The second unusual aspect is that they do not conform to the notion of ‘property’ or even ‘real thing’ that is generally accepted in Western thinking. Words such as ‘virtualization’ attempt to deal with this, but really don’t clarify in what way a technological thing is different from a ‘real thing’, which always at base means ‘property’ in the West. An example might therefore assist: a book is both what most people would consider a thing, a made thing, and simultaneously fits the notion of both property (it’s fully ownable) and real (it has location, extension, durability). An e-book, by contrast, has none of those properties. Yet an e-book is equivalent to and substitutable for the real book.

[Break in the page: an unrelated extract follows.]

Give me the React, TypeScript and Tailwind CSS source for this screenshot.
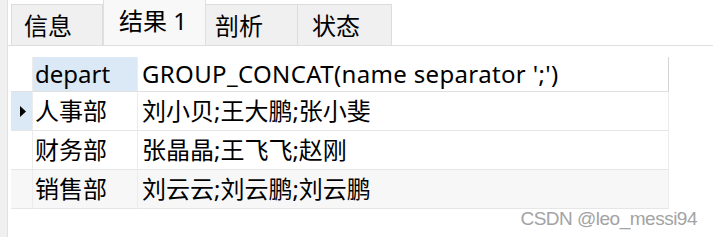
import React from "react";

const tabs = [
  { name: "信息", w: "w-[92px]", pl: "pl-[12px]", active: false },
  { name: "结果 1", w: "w-[103px]", pl: "pl-[15px]", active: true },
  { name: "剖析", w: "w-[92px]", pl: "pl-[9px]", active: false },
  { name: "状态", w: "w-[94px]", pl: "pl-[14px]", active: false },
];

const rows = [
  { depart: "人事部", names: "刘小贝;王大鹏;张小斐", current: true, alt: false },
  { depart: "财务部", names: "张晶晶;王飞飞;赵刚", current: false, alt: false },
  { depart: "销售部", names: "刘云云;刘云鹏;刘云鹏", current: false, alt: true },
];

const font = { fontFamily: '"Noto Sans", "Noto Sans CJK SC", sans-serif' };

export default function App() {
  return (
    <div className="relative flex w-[713px] h-[237px] bg-white overflow-hidden text-black" style={font}>
      {/* left gutter */}
      <div className="w-[8px] shrink-0 bg-[#f0f0f0] border-r border-[#e2e2e2]" />

      <div className="flex flex-col flex-1">
        {/* === tab strip === */}
        <div className="flex items-end h-[46px] pl-[3px] border-b border-[#dedede]">
          {tabs.map((t) => (
            <div
              key={t.name}
              className={
                t.active
                  ? `${t.w} ${t.pl} h-[46px] flex items-center pb-[4px] bg-[#f8f8f8] border border-b-0 border-[#e0e0e0] text-[24px] leading-none`
                  : `${t.w} ${t.pl} h-[41px] flex items-center pt-[1px] bg-[#f0f0f0] border border-b-0 border-l-0 first:border-l border-[#dcdcdc] text-[24px] leading-none`
              }
            >
              {t.name}
            </div>
          ))}
        </div>

        {/* === result grid === */}
        <div className="pt-[11px] pl-[3px]">
          <div className="grid grid-cols-[22px_105px_531px] text-[24px] leading-none">
            <div className="h-[35px] bg-white border-r border-[#ececec] border-b border-b-[#e0e0e0]" />
            <div className="h-[35px] flex items-center pl-[2px] bg-[#dbe9f6] border-r border-[#ececec] border-b border-b-[#e0e0e0]">
              depart
            </div>
            <div className="h-[35px] flex items-center pl-[4px] tracking-[0.35px] bg-white border-r border-r-[#d4d4d4] border-b border-b-[#e0e0e0]">
              GROUP_CONCAT(name separator &apos;;&apos;)
            </div>

            {rows.map((r) => (
              <React.Fragment key={r.depart}>
                <div
                  className={`h-[39px] flex items-center justify-center border-r border-[#ececec] border-b border-b-[#e6e6e6] ${
                    r.current ? "bg-[#dbe9f6]" : r.alt ? "bg-[#f7f7f7]" : "bg-white"
                  }`}
                >
                  {r.current && (
                    <svg width="6" height="11" viewBox="0 0 6 11" className="ml-[2px]">
                      <path d="M0 0 L6 5.5 L0 11 Z" fill="#000" />
                    </svg>
                  )}
                </div>
                <div
                  className={`h-[39px] flex items-center pl-[2px] border-r border-[#ececec] border-b border-b-[#e6e6e6] ${
                    r.alt ? "bg-[#f7f7f7]" : "bg-white"
                  }`}
                >
                  {r.depart}
                </div>
                <div
                  className={`h-[39px] flex items-center pl-[4px] border-r border-r-[#ececec] border-b border-b-[#e6e6e6] ${
                    r.alt ? "bg-[#f7f7f7]" : "bg-white"
                  }`}
                >
                  {r.names}
                </div>
              </React.Fragment>
            ))}
          </div>
        </div>
      </div>

      {/* watermark */}
      <div
        className="absolute right-[16px] top-[207px] text-[19px] leading-[24px] text-[#a3a3a3] tracking-[-0.5px]"
        style={{ fontFamily: '"Liberation Sans", Arial, sans-serif' }}
      >
        CSDN @leo_messi94
      </div>
    </div>
  );
}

The third unusual aspect shows itself in that I don’t own an e-book, I purchase a right to have it available on my reading device(s). As such, as a standing-reserve, always available, it perfectly meets Heidegger’s determination of Gestell. But Gestell is not a technological thing, as Heidegger says “the essence of technology, Gestell, is itself nothing technological”, yet an e-book, which is definitely something technological, can serve as the essence of technology itself, can substitute for it. While it is easy to see in the e-book, essentially the same is true of the device that I read it on. While in the latter case it does have extension and location, it functionality is not located there and itself does not have extensibility in a spatial sense, because it is found in the network and formats that allow the device to transparently display the e-book that I purchased a right to, wherever it may or may not be located. A change in those could quickly make it worthless, even though nothing has been done to the device itself. By the same token, if it is stolen very little is lost, since my e-book library can simply be read on another device and the device manufacturer can disable the stolen device at my request. Whether for good or bad, I do not ‘own’ a technological artifact in the sense, for example, that I own a painting or a stone in my garden.

The question that Heidegger raises is “how can we attain a free relation with technology”? In a free relation we are neither bound by it nor master of it. Man has attempted to master technology since the first use of tools, but as the list above shows, we appear to be further from that mastery than ever. A rejection of technology also leaves it master over us, but in an inverted way, so that we would no longer properly have a relation with it. What exactly does Heidegger mean by “free” relation to technology and how does understanding its essence help in any sense?

The answer lies in the unusual aspects of the technological itself, that it can substitute for and be itself substituted for its essence frees the notion of essence itself as well as the notion of thing from being defined by essence as extension, location, and property status. If a thing is property, we cannot be in a free relation to it, just as if a person is property, we do not call the resulting relation free. As far as I know there has been no civil rights movement to free things, but it appears as if technology itself has done so in a certain sense.

What of technology in the larger sense? If we look, we will find the same substitutability and infinite exchangeability in the larger context as we do in the context of a single technological artifact. As technology, the global financial system can be replaced by a more efficient one, and in fact that has already happened multiple times in the last few decades, which is a fundamental part of the instability we have witnessed but one usually ignored. That it can be replaced should change our relation to it: we are no longer dependent on it (this is the biggest failure of the current governments just about everywhere) since we can simply change it, substitute another and if that has issues, try a third. The paranoia and money-grabbing of bankers is simply that without admitting it perhaps even to themselves, they are aware that they are more easily replaceable than workers on an assembly line, and that if replaced not only do they lose wealth, prestige and power, for the most part they have no real skills to fall back on. For the rest of us, though, we can take up a free relation with it: if it works, all well and good, if not we try something else. Something will replace it in any case, the question then becomes why do a certain group of people, who neither operate the system efficiently (creating banking inefficiencies is really the only way to continue to make money beyond a small fee chargeable for running the servers) have the wealth, prestige and power they in fact have?

Bitcoin is a first attempt at a system based on more tangible premises, because money itself is no longer currency, but merely information. As such it costs nothing, it is 100% seignurage. Bitcoin costs energy to make, as such it parallels the gold standard in that it costs a certain amount to create money. That cost is both the strength and the weakness of the gold standard. But what if energy cost so close to nothing that it was largely irrelevant? Money is the measure of exchange, Kairos, the appropriate measure, in ancient Greek. But any measure is only as good as people’s trust in it, since as universal measure it must itself be arbitrary. Ideas such as a gold standard attempt to remove the arbitrariness from what by definition must be arbitrary, and so only shift the arbitrariness, in that specific case from currency to the price of gold, itself determined in currency. This of course creates a dangerous effect loop, and is the reason every nation abandoned the gold standard. People’s trust in the currency tends to be more stable, overall, than the relation between valuation of gold and that trust.

Another crisis of the size of the one in 2007/2008 might not be recoverable with the system we have today (that one, as few realize, was the largest in world history, with total bailout costs approaching $19 Trillion). What if another bailout isn’t possible? Or the government simply gets tired of being bullied by bankers who have become unnecessary?

Having a free relation takes the fear out of such potentials. Things may be uncomfortable for a bit, but at the end of the day it’s just the discomfort of having to replace a system that can no longer handle the workload efficiently with something else. Anyone who’s been through a system change at their place of business knows there will be teething problems but that eventually things get back to the way they were, occasionally even better than they were.

I think we can all agree that such a free relation with technology would be something that might actually be worthy of the term ‘progress’.